• Data extract
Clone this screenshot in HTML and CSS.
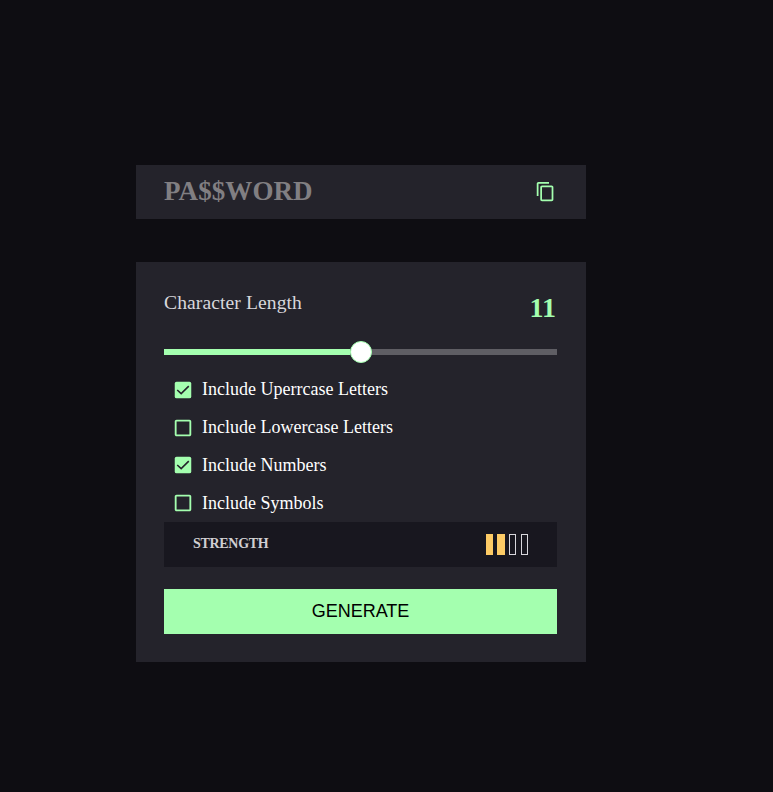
FILE: index.html
```html
<!DOCTYPE html>
<html lang="en">
<head>
<meta charset="utf-8">
<title>Password Generator</title>
<link rel="stylesheet" href="styles.css">
</head>
<body>
<main class="generator">
  <section class="password">
    <span class="password-text">PA$$WORD</span>
    <svg class="copy" viewBox="0 0 24 24"><path d="M16 1H4c-1.100 0-2 .9-2 2v14h2V3h12V1zm3 4H8c-1.100 0-2 .9-2 2v14c0 1.100.9 2 2 2h11c1.100 0 2-.9 2-2V7c0-1.100-.9-2-2-2zm0 16H8V7h11v14z"/></svg>
  </section>
  <section class="panel">
    <div class="length"><span class="length-label">Character Length</span><span class="length-value">11</span></div>
    <div class="slider"><div class="fill"></div><div class="thumb"></div></div>
    <ul class="options">
      <li><svg class="box" viewBox="0 0 24 24"><rect x="3" y="3" width="18" height="18" rx="2"/><path class="check" d="M5.700 12l4.300 4L18.300 7.800"/></svg><span>Include Uperrcase Letters</span></li>
      <li><svg class="box" viewBox="0 0 24 24"><path d="M19 5v14H5V5h14m0-2H5c-1.100 0-2 .9-2 2v14c0 1.100.9 2 2 2h14c1.100 0 2-.9 2-2V5c0-1.100-.9-2-2-2z"/></svg><span>Include Lowercase Letters</span></li>
      <li><svg class="box" viewBox="0 0 24 24"><rect x="3" y="3" width="18" height="18" rx="2"/><path class="check" d="M5.700 12l4.300 4L18.300 7.800"/></svg><span>Include Numbers</span></li>
      <li><svg class="box" viewBox="0 0 24 24"><path d="M19 5v14H5V5h14m0-2H5c-1.100 0-2 .9-2 2v14c0 1.100.9 2 2 2h14c1.100 0 2-.9 2-2V5c0-1.100-.9-2-2-2z"/></svg><span>Include Symbols</span></li>
    </ul>
    <div class="strength"><span class="strength-label">STRENGTH</span><div class="bars"><i class="on"></i><i class="on wide"></i><i></i><i class="last"></i></div></div>
    <button class="generate">GENERATE</button>
  </section>
</main>
</body>
</html>
```
FILE: styles.css
```css
* { box-sizing: border-box; }
body { margin: 0; height: 792px; background: #0e0d12; font-family: "Liberation Serif", "Times New Roman", serif; }
.generator { width: 450px; margin-left: 136px; padding-top: 165px; }
.password { height: 54px; padding: 0 30px 2px 28px; display: flex; align-items: center; justify-content: space-between; background: #24232b; }
.password-text { font-size: 27px; font-weight: bold; letter-spacing: .08px; color: #817f82; }
.copy { width: 21px; height: 21px; fill: #a4ffaf; }
.panel { height: 400px; margin-top: 43px; padding: 28px 29px 28px 28px; background: #24232b; }
.length { height: 52px; display: flex; justify-content: space-between; color: #d8d7dc; }
.length-label { font-size: 19.600px; line-height: 26px; letter-spacing: .09px; }
.length-value { font-size: 28px; line-height: 35px; font-weight: bold; color: #a4ffaf; margin-right: 1px; }
.slider { height: 20px; display: flex; align-items: center; background: linear-gradient(#5f5e64, #5f5e64) center / 100% 6px no-repeat; }
.fill { width: 186px; height: 6px; background: #a4ffaf; }
.thumb { width: 22px; height: 22px; border: 1px solid #a4ffaf; border-radius: 50%; background: #fff; flex: none; }
.options { list-style: none; margin: 9px 0 0; padding: 0; height: 151px; }
.options li { height: 37.800px; display: flex; align-items: center; gap: 8px; padding-left: 8px; color: #fff; font-size: 18px; }
.box { width: 22px; height: 22px; fill: #a4ffaf; }
.check { fill: none; stroke: #24232b; stroke-width: 1.700; }
.strength { height: 45px; padding: 0 29px; display: flex; align-items: center; justify-content: space-between; background: #18171f; color: #d0cfd2; font-size: 14px; font-weight: bold; }
.strength-label { padding-bottom: 2px; letter-spacing: -.3px; }
.bars { display: flex; gap: 4px; }
.bars i { width: 7px; height: 21px; border: 1px solid #d8d7dc; }
.bars .on { background: #fdcb65; border-color: #fdcb65; }
.bars .wide { width: 8px; }
.bars .last { margin-left: 1px; }
.generate { display: block; width: 100%; height: 45px; margin-top: 22px; border: 0; padding: 0; background: #a4ffaf; color: #000; font: 18px "Liberation Sans", Arial, sans-serif; }
```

• Goal
Return each line exactly as written. Any picture gets left out.

• Exercise response
Clone this screenshot in HTML and CSS.
FILE: index.html
```html
<!DOCTYPE html>
<html lang="en">
<head>
<meta charset="utf-8">
<title>Password Generator</title>
<link rel="stylesheet" href="styles.css">
</head>
<body>
<main class="generator">
  <section class="password">
    <span class="password-text">PA$$WORD</span>
    <svg class="copy" viewBox="0 0 24 24"><path d="M16 1H4c-1.100 0-2 .9-2 2v14h2V3h12V1zm3 4H8c-1.100 0-2 .9-2 2v14c0 1.100.9 2 2 2h11c1.100 0 2-.9 2-2V7c0-1.100-.9-2-2-2zm0 16H8V7h11v14z"/></svg>
  </section>
  <section class="panel">
    <div class="length"><span class="length-label">Character Length</span><span class="length-value">11</span></div>
    <div class="slider"><div class="fill"></div><div class="thumb"></div></div>
    <ul class="options">
      <li><svg class="box" viewBox="0 0 24 24"><rect x="3" y="3" width="18" height="18" rx="2"/><path class="check" d="M5.700 12l4.300 4L18.300 7.800"/></svg><span>Include Uperrcase Letters</span></li>
      <li><svg class="box" viewBox="0 0 24 24"><path d="M19 5v14H5V5h14m0-2H5c-1.100 0-2 .9-2 2v14c0 1.100.9 2 2 2h14c1.100 0 2-.9 2-2V5c0-1.100-.9-2-2-2z"/></svg><span>Include Lowercase Letters</span></li>
      <li><svg class="box" viewBox="0 0 24 24"><rect x="3" y="3" width="18" height="18" rx="2"/><path class="check" d="M5.700 12l4.300 4L18.300 7.800"/></svg><span>Include Numbers</span></li>
      <li><svg class="box" viewBox="0 0 24 24"><path d="M19 5v14H5V5h14m0-2H5c-1.100 0-2 .9-2 2v14c0 1.100.9 2 2 2h14c1.100 0 2-.9 2-2V5c0-1.100-.9-2-2-2z"/></svg><span>Include Symbols</span></li>
    </ul>
    <div class="strength"><span class="strength-label">STRENGTH</span><div class="bars"><i class="on"></i><i class="on wide"></i><i></i><i class="last"></i></div></div>
    <button class="generate">GENERATE</button>
  </section>
</main>
</body>
</html>
```
FILE: styles.css
```css
* { box-sizing: border-box; }
body { margin: 0; height: 792px; background: #0e0d12; font-family: "Liberation Serif", "Times New Roman", serif; }
.generator { width: 450px; margin-left: 136px; padding-top: 165px; }
.password { height: 54px; padding: 0 30px 2px 28px; display: flex; align-items: center; justify-content: space-between; background: #24232b; }
.password-text { font-size: 27px; font-weight: bold; letter-spacing: .08px; color: #817f82; }
.copy { width: 21px; height: 21px; fill: #a4ffaf; }
.panel { height: 400px; margin-top: 43px; padding: 28px 29px 28px 28px; background: #24232b; }
.length { height: 52px; display: flex; justify-content: space-between; color: #d8d7dc; }
.length-label { font-size: 19.600px; line-height: 26px; letter-spacing: .09px; }
.length-value { font-size: 28px; line-height: 35px; font-weight: bold; color: #a4ffaf; margin-right: 1px; }
.slider { height: 20px; display: flex; align-items: center; background: linear-gradient(#5f5e64, #5f5e64) center / 100% 6px no-repeat; }
.fill { width: 186px; height: 6px; background: #a4ffaf; }
.thumb { width: 22px; height: 22px; border: 1px solid #a4ffaf; border-radius: 50%; background: #fff; flex: none; }
.options { list-style: none; margin: 9px 0 0; padding: 0; height: 151px; }
.options li { height: 37.800px; display: flex; align-items: center; gap: 8px; padding-left: 8px; color: #fff; font-size: 18px; }
.box { width: 22px; height: 22px; fill: #a4ffaf; }
.check { fill: none; stroke: #24232b; stroke-width: 1.700; }
.strength { height: 45px; padding: 0 29px; display: flex; align-items: center; justify-content: space-between; background: #18171f; color: #d0cfd2; font-size: 14px; font-weight: bold; }
.strength-label { padding-bottom: 2px; letter-spacing: -.3px; }
.bars { display: flex; gap: 4px; }
.bars i { width: 7px; height: 21px; border: 1px solid #d8d7dc; }
.bars .on { background: #fdcb65; border-color: #fdcb65; }
.bars .wide { width: 8px; }
.bars .last { margin-left: 1px; }
.generate { display: block; width: 100%; height: 45px; margin-top: 22px; border: 0; padding: 0; background: #a4ffaf; color: #000; font: 18px "Liberation Sans", Arial, sans-serif; }
```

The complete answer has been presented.